Kaufen macht (meistens) Spaß, der Austausch über die Stärken und Schwächen von Produkten genauso. Davon profitieren eine ganze Menge Seiten im Internet, die neue Geräte testen oder testen lassen. Wer ein bisschen herumklickt, bekommt wertvolle Entscheidungshilfe. Er muss allerdings verstehen, wie Online-Wertungen entstehen.

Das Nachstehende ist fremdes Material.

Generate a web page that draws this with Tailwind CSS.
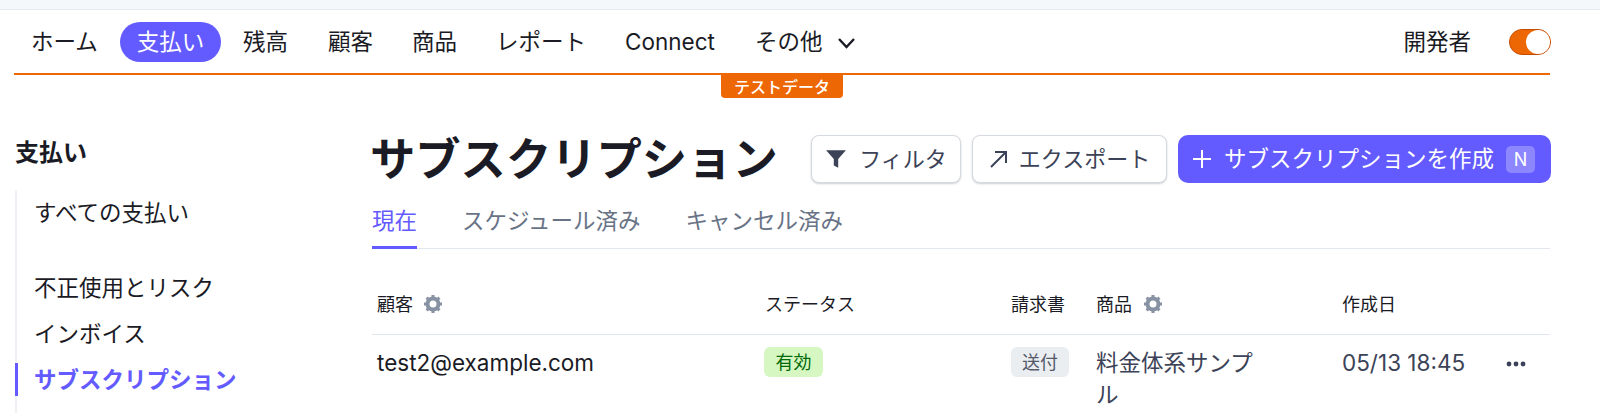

Sternchen statt Noten. „Für Produkte unter 50 Euro mit geringem Erklärungsbedarf ist Amazon eine gute Anlaufstelle“, sagt Simon Harlinghausen, Geschäftsführer der Online-Marketingagentur Akom360 und Mitglied im Expertenrat der Stiftung Warentest. Also erst einmal auf die Seite des Online-Einzelhändlers geklickt. Mit über 100 Euro liegt beispielsweise die Braun Oral-B Trizone 5000 zwar deutlich über der von Harlinghausen genannten Preisschwelle, jedoch haben 265 Amazon-Kunden ihre Meinung zu der Zahnbürste kundgetan. Im Schnitt gaben die Nutzer der Bürste stolze viereinhalb Sterne.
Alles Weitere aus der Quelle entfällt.